I watched it. The only thing that bothered me was that the family thought that all patients are like the coach's wife, a little generic. But I still think it could be a good book. I noticed they are giving it away for free. Something like 600,000 copies in the U.S. and it has been translated into many languages, also given away for free. He did have some very good tips, however. I believe his name is Frank Boyles.
I did not see it. Kitty - what do you mean "like the coach's wife". What was she like? You can get that book for free from the Alzheimer's Association I think. Or just Google it.
Well, the family, seemed to come up with some kind of formula to keep the wife happy. Lots of social activity. The daughter said she enjoyed it. Although the family let it be known it is difficult, the problems that come up on this site were not discussed. It was sort of like social activities for Alzheimer's was the answer. As we know, often people with dementia have difficulty in social situations, noise, etc. None of that was mentioned.
Because I didn't see the show, it wouldn't be fair for me to comment on it, but I can comment on what Kitty said.
Kitty,
I have found that what you said about them not talking about the problems that come up on this site IS the problem. One of the reasons there is such a public misconception about AD is that no one talks about the REAL stuff. The relationship changes; the personality changes; the rages; the incontinence; the agitation. Which is why, when a loved one gets AD, the caregiver is in such shock at the real nature of the disease.
I read the book years ago. It is handy for those first diagnosed and does have helpful information. But, it does not begin to cover the devastation of this horrendous disease. I agree with Joan, the REAL stuff needs to be brought out into the open. I just wrote the Dr. Phil show, I doubt anyone will respond, but we will see .....
Just as I mentioned on another thread about "research" the only way society is going to learn of the devastation of dementia diseases is if and when the "real story" gets out there. My girlfriends were here for a few hours this week to play dominos and go to a local cafe for lunch. When my DH called me 9 (nine!!!) times in the hour we were gone to lunch they sorta got the "picture". Keep in mind, there was a paid caregiver here while I was entertaining my friends and he still felt the need to reach out to me nine times in that hour.

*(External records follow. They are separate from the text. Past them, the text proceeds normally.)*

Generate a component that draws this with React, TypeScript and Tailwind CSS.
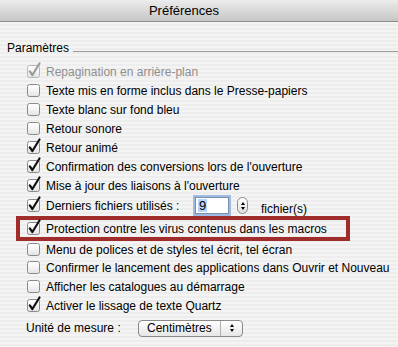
import React from 'react';

const font = { fontFamily: '"Liberation Sans", Arial, sans-serif' };

function Box({ checked, disabled }: { checked?: boolean; disabled?: boolean }) {
  const stroke = disabled ? '#b8b8b8' : '#8a8a8a';
  const mark = disabled ? '#9a9a9a' : '#111';
  return (
    <svg width="13" height="13" viewBox="0 0 13 13" className="shrink-0 overflow-visible">
      <defs>
        <linearGradient id="cbg" x1="0" y1="0" x2="0" y2="1">
          <stop offset="0" stopColor="#ffffff" />
          <stop offset="0.5" stopColor="#f4f4f4" />
          <stop offset="1" stopColor="#e2e2e2" />
        </linearGradient>
      </defs>
      <rect x="0.5" y="0.5" width="12" height="12" rx="2" fill="url(#cbg)" stroke={stroke} />
      {checked && (
        <path d="M2.8 6.3 L5.4 10 L12.5 -1.5" fill="none" stroke={mark} strokeWidth="2.2" strokeLinecap="round" strokeLinejoin="round" />
      )}
    </svg>
  );
}

function Row({ label, checked, disabled, h = 'h-[19px]' }: { label: string; checked?: boolean; disabled?: boolean; h?: string }) {
  return (
    <div className={`flex items-center gap-[6px] whitespace-nowrap ${h}`}>
      <Box checked={checked} disabled={disabled} />
      <span className={disabled ? 'text-[#8e8e8e]' : 'text-black'}>{label}</span>
    </div>
  );
}

export default function App() {
  return (
    <div
      className="w-[398px] h-[347px] overflow-hidden text-[12px] leading-none"
      style={{ ...font, background: 'repeating-linear-gradient(to bottom, #ededed 0px, #ededed 2px, #f4f4f4 2px, #f4f4f4 4px)' }}
    >
      <div className="h-[22px] border-b border-[#8c8c8c] bg-gradient-to-b from-[#ececec] to-[#c6c6c6] flex items-center justify-center pr-[30px] text-[13px] text-black">
        Préférences
      </div>

      <div className="mt-[19px] h-[14px] flex items-center pl-[7px] gap-[4px]">
        <span>Paramètres</span>
        <div className="flex-1 h-px bg-[#9c9c9c] mt-[6px]" />
      </div>

      <div className="mt-[7px] pl-[27px]">
        <Row label="Repagination en arrière-plan" checked disabled />
        <Row label="Texte mis en forme inclus dans le Presse-papiers" />
        <Row label="Texte blanc sur fond bleu" />
        <Row label="Retour sonore" />
        <Row label="Retour animé" checked />
        <Row label="Confirmation des conversions lors de l'ouverture" checked />
        <Row label="Mise à jour des liaisons à l'ouverture" checked />

        <div className="flex items-center h-[21px] whitespace-nowrap">
          <div className="flex items-center gap-[6px] w-[168px]">
            <Box checked />
            <span>Derniers fichiers utilisés :</span>
          </div>
          <div className="w-[34px] h-[17px] bg-white border border-[#7a8ea8] shadow-[0_0_0_2px_#9dbbe3] flex items-center pl-[2px]">
            <span className="bg-[#b5d5ff] px-px text-[13px]">9</span>
          </div>
          <div className="ml-[8px] w-[11px] h-[17px] rounded-full border border-[#8a8a8a] bg-gradient-to-b from-white to-[#e0e0e0] flex flex-col items-center justify-center gap-[2px]">
            <div className="w-0 h-0 border-x-[2.5px] border-x-transparent border-b-[3px] border-b-black" />
            <div className="w-0 h-0 border-x-[2.5px] border-x-transparent border-t-[3px] border-t-black" />
          </div>
          <span className="ml-[13px] mt-[6px]">fichier(s)</span>
        </div>

        <div className="-ml-[11px] w-[334px] h-[25px] border-[4px] border-[#a02c2c] pl-[7px] flex items-center">
          <Row label="Protection contre les virus contenus dans les macros" checked h="h-[17px]" />
        </div>

        <Row label="Menu de polices et de styles tel écrit, tel écran" h="h-[17px]" />
        <Row label="Confirmer le lancement des applications dans Ouvrir et Nouveau" />
        <Row label="Afficher les catalogues au démarrage" />
        <Row label="Activer le lissage de texte Quartz" checked />

        <div className="flex items-center h-[26px] -ml-px whitespace-nowrap">
          <span className="w-[112px]">Unité de mesure :</span>
          <div className="w-[105px] h-[17px] rounded-[4px] border border-[#8a8a8a] bg-gradient-to-b from-white to-[#e6e6e6] flex items-stretch">
            <span className="flex-1 flex items-center pl-[8px]">Centimètres</span>
            <div className="w-[22px] border-l border-[#b0b0b0] flex flex-col items-center justify-center gap-[2px]">
              <div className="w-0 h-0 border-x-[2.5px] border-x-transparent border-b-[3px] border-b-black" />
              <div className="w-0 h-0 border-x-[2.5px] border-x-transparent border-t-[3px] border-t-black" />
            </div>
          </div>
        </div>
      </div>
    </div>
  );
}
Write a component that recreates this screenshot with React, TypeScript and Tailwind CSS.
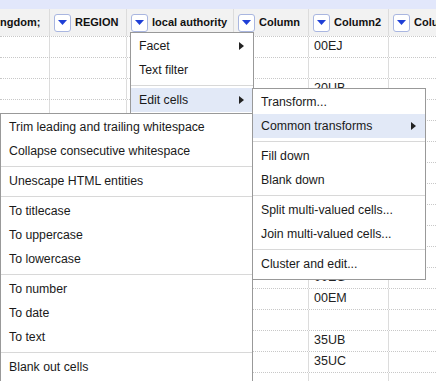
const font = { fontFamily: '"Liberation Sans", Arial, sans-serif' };

const columns = [
  { name: "ngdom;", width: "w-[50px]", button: false },
  { name: "REGION", width: "w-[77px]", button: true },
  { name: "local authority", width: "w-[107px]", button: true },
  { name: "Column", width: "w-[75px]", button: true },
  { name: "Column2", width: "w-[80px]", button: true },
  { name: "Column3", width: "w-[80px]", button: true },
];

const column2Values: Record<number, string> = {
  0: "00EJ",
  2: "20UB",
  11: "00EG",
  12: "00EM",
  14: "35UB",
  15: "35UC",
};

type Entry = { label: string; sub?: boolean; active?: boolean } | "sep";

const columnMenu: Entry[] = [
  { label: "Facet", sub: true },
  { label: "Text filter" },
  "sep",
  { label: "Edit cells", sub: true, active: true },
];

const editCellsMenu: Entry[] = [
  { label: "Transform..." },
  { label: "Common transforms", sub: true, active: true },
  "sep",
  { label: "Fill down" },
  { label: "Blank down" },
  "sep",
  { label: "Split multi-valued cells..." },
  { label: "Join multi-valued cells..." },
  "sep",
  { label: "Cluster and edit..." },
];

const transformsMenu: Entry[] = [
  { label: "Trim leading and trailing whitespace" },
  { label: "Collapse consecutive whitespace" },
  "sep",
  { label: "Unescape HTML entities" },
  "sep",
  { label: "To titlecase" },
  { label: "To uppercase" },
  { label: "To lowercase" },
  "sep",
  { label: "To number" },
  { label: "To date" },
  { label: "To text" },
  "sep",
  { label: "Blank out cells" },
];

function DropButton() {
  return (
    <div className="flex h-[18px] w-[17px] shrink-0 items-center justify-center rounded-[3px] border border-[#a9b6e0] bg-white">
      <svg width="9" height="5" viewBox="0 0 9 5">
        <polygon points="0,0 9,0 4.5,5" fill="#1f3fd6" />
      </svg>
    </div>
  );
}

function Arrow() {
  return (
    <svg width="5" height="8" viewBox="0 0 5 8" className="ml-auto">
      <polygon points="0,0 5,4 0,8" fill="#222" />
    </svg>
  );
}

function Menu({ items, className }: { items: Entry[]; className: string }) {
  return (
    <div className={`absolute border border-[#999] bg-white pt-[1px] text-[12.3px] text-[#1a1a1a] ${className}`}>
      {items.map((item, i) =>
        item === "sep" ? (
          <div key={i} className="mt-[3px] mb-[2px] h-px bg-[#d8d8d8]" />
        ) : (
          <div
            key={i}
            className={`flex h-[24px] items-center pl-[8px] pr-[9px] ${item.active ? "bg-[#e2e9f7]" : ""}`}
          >
            <span className="whitespace-nowrap">{item.label}</span>
            {item.sub && <Arrow />}
          </div>
        )
      )}
    </div>
  );
}

export default function App() {
  const rows = Array.from({ length: 17 }, (_, i) => i);
  return (
    <div className="relative h-[381px] w-[436px] overflow-hidden bg-white" style={font}>
      <div className="h-[9px] bg-[#e2e7fb]" />
      {/* header */}
      <div className="flex h-[27px] bg-[#f2f2f2]">
        {columns.map((c, i) => (
          <div
            key={i}
            className={`flex shrink-0 items-center gap-[4px] overflow-hidden border-r border-[#dcdcdc] text-[11px] font-bold text-[#111] ${c.width} ${i === 0 ? "pl-0" : "pl-[4px]"}`}
          >
            {c.button && <DropButton />}
            <span className="whitespace-nowrap">{c.name}</span>
          </div>
        ))}
      </div>
      {/* body */}
      {rows.map((r) => (
        <div key={r} className="flex h-[21px] border-t border-dotted border-[#c8c8c8]">
          {columns.map((c, i) => (
            <div
              key={i}
              className={`shrink-0 border-r border-[#dcdcdc] pl-[5px] text-[12.5px] text-[#222] ${c.width}`}
            >
              {i === 4 ? column2Values[r] ?? "" : ""}
            </div>
          ))}
        </div>
      ))}

      <Menu items={columnMenu} className="left-[130px] top-[32px] w-[124px] pb-[2px]" />
      <Menu items={editCellsMenu} className="left-[252px] top-[88px] w-[174px] pb-[3px]" />
      <Menu items={transformsMenu} className="left-0 top-[113px] w-[253px] pb-[4px]" />
    </div>
  );
}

Someday Joan or somebody like her will be on one of those gosh-awful shows (my opinion) like Dr Phil or Oprah and we might get some good press.

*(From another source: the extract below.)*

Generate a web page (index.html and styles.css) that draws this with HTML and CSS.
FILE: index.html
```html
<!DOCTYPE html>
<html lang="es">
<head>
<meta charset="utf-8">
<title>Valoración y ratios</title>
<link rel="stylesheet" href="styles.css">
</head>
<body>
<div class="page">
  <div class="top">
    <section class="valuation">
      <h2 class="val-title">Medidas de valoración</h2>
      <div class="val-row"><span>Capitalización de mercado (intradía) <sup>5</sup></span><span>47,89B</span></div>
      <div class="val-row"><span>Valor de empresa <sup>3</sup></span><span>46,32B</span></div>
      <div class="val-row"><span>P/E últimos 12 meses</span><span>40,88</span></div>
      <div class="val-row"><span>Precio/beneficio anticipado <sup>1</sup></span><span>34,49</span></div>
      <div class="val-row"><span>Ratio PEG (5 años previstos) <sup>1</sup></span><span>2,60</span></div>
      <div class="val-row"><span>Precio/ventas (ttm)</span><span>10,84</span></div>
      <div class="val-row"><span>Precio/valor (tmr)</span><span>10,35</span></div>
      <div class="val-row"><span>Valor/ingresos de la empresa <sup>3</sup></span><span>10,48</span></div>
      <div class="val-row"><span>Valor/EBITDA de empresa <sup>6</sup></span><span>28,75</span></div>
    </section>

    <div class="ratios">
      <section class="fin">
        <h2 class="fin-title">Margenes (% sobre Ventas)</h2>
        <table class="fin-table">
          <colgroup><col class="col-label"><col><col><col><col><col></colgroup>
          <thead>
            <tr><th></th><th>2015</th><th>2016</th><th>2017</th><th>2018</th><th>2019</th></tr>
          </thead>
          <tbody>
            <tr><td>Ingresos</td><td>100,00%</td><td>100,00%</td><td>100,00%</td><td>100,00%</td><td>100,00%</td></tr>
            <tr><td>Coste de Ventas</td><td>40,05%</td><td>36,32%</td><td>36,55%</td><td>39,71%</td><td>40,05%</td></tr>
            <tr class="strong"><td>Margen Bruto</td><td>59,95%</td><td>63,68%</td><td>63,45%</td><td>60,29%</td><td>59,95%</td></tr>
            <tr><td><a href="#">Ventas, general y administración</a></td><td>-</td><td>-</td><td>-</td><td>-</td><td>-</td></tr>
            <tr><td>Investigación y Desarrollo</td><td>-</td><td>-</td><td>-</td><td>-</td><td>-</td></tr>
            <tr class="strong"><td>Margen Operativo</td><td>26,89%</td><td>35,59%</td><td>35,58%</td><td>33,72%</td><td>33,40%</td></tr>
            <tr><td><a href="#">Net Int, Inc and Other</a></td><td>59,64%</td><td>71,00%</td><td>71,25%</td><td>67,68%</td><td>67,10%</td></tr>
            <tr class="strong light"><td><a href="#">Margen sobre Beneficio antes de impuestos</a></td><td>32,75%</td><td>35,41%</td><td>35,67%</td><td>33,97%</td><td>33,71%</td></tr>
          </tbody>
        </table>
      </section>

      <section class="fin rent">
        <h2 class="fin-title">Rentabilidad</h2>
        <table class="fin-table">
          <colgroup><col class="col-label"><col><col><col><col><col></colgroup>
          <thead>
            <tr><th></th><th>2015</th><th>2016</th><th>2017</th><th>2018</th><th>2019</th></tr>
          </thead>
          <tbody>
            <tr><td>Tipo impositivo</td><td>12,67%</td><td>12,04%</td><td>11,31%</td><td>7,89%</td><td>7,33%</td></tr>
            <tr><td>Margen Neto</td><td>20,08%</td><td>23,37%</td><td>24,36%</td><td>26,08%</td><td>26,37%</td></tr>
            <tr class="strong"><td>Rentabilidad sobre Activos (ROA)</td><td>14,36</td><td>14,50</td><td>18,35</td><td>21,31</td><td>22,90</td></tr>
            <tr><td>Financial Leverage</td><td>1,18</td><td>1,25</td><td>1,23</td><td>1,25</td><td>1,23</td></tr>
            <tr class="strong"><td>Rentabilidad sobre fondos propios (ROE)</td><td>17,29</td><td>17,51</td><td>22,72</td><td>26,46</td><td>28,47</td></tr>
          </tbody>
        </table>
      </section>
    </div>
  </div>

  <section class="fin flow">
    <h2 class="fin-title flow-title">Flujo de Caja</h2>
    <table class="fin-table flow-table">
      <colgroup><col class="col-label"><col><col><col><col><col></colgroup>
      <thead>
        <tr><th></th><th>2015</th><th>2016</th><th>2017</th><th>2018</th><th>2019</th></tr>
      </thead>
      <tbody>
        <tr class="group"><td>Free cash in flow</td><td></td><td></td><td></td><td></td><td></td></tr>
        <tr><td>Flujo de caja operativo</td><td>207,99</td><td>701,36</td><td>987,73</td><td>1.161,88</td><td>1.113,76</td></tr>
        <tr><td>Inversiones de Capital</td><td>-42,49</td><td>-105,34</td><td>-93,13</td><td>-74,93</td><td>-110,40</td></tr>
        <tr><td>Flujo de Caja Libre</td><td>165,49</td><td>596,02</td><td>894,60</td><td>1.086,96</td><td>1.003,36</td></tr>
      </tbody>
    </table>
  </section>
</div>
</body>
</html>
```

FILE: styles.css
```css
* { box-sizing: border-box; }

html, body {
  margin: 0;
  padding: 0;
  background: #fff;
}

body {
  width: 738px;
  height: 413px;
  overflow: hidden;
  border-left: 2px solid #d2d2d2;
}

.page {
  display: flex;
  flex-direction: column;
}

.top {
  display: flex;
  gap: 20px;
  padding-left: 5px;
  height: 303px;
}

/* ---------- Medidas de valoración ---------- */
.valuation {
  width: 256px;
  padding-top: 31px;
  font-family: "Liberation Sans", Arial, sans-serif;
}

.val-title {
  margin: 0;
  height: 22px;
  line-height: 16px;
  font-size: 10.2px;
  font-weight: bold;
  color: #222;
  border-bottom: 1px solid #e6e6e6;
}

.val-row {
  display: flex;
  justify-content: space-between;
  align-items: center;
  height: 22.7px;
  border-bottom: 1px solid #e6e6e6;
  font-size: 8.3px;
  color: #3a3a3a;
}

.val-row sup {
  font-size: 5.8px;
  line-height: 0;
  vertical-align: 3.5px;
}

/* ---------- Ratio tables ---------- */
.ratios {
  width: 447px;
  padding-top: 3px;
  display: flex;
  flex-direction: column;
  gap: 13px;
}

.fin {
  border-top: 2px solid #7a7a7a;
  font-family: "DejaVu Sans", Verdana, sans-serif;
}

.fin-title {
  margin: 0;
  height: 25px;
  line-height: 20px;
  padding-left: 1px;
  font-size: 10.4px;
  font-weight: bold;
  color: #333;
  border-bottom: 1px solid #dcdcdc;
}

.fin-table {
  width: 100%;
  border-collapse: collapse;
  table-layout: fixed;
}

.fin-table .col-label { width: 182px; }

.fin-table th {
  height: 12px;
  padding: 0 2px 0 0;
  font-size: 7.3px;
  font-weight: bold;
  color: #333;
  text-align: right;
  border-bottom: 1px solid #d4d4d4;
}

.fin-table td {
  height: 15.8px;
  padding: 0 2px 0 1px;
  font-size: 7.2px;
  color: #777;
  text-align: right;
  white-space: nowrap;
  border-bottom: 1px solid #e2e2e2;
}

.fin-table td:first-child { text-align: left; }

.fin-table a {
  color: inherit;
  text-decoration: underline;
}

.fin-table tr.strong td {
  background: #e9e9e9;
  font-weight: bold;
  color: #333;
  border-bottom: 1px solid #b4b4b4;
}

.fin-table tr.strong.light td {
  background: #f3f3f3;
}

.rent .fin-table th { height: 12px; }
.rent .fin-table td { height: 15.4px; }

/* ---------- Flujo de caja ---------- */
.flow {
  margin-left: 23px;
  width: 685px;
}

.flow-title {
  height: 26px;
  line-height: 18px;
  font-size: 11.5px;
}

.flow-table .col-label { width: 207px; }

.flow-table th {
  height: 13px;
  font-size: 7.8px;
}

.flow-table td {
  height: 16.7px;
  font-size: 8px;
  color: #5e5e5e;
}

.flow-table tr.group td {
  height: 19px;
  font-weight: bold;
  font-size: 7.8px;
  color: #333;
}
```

I wish I had known, six years ago, that behavior was an early sign. The cognitive skills started then, sort of slowly, but the memory issues came much later. Now that we have a DX and meds, I realize that Seroquel could have helped so very much back then.
This was one of the first books I read, and I found it very useful It was BRUTALLY HONEST about what the end stages were going to be like, and kind at the same time. Because there is so much more information on the web, here and in other places, a book like 36 HOURS isn't as useful as this little booklet was.
And I think they are right about socializing in the earlier stages. I know I stopped socializing way too early. It wasn't good for me and it wasn't good for him.
They made it clear, by the way, that all dementias are fatal. They might not have talked about violence and aggression all that much with Dr. Phil, but it is possible they didn't have much in the way of problems with that with that particular patient.
They had about 15 minutes, and the big focus was that there was this book and it was free and it was about CAREGIVING.
I got 4 free copies from the Alzheimer's Assoc when we received 1st diagnosis for children and me. Helpful for starting the road. Now I rely on this site for questions/answers/observations/experiences. And I thank you very much!
I've gotten them several times from Alz. Assn. - and have ordered them to be mailed direct to family and friends. It's does not go deep into the disease- it's light and easy insofar as addressing the disease and the hardships we know all too well for the AD person and for the Caregivers.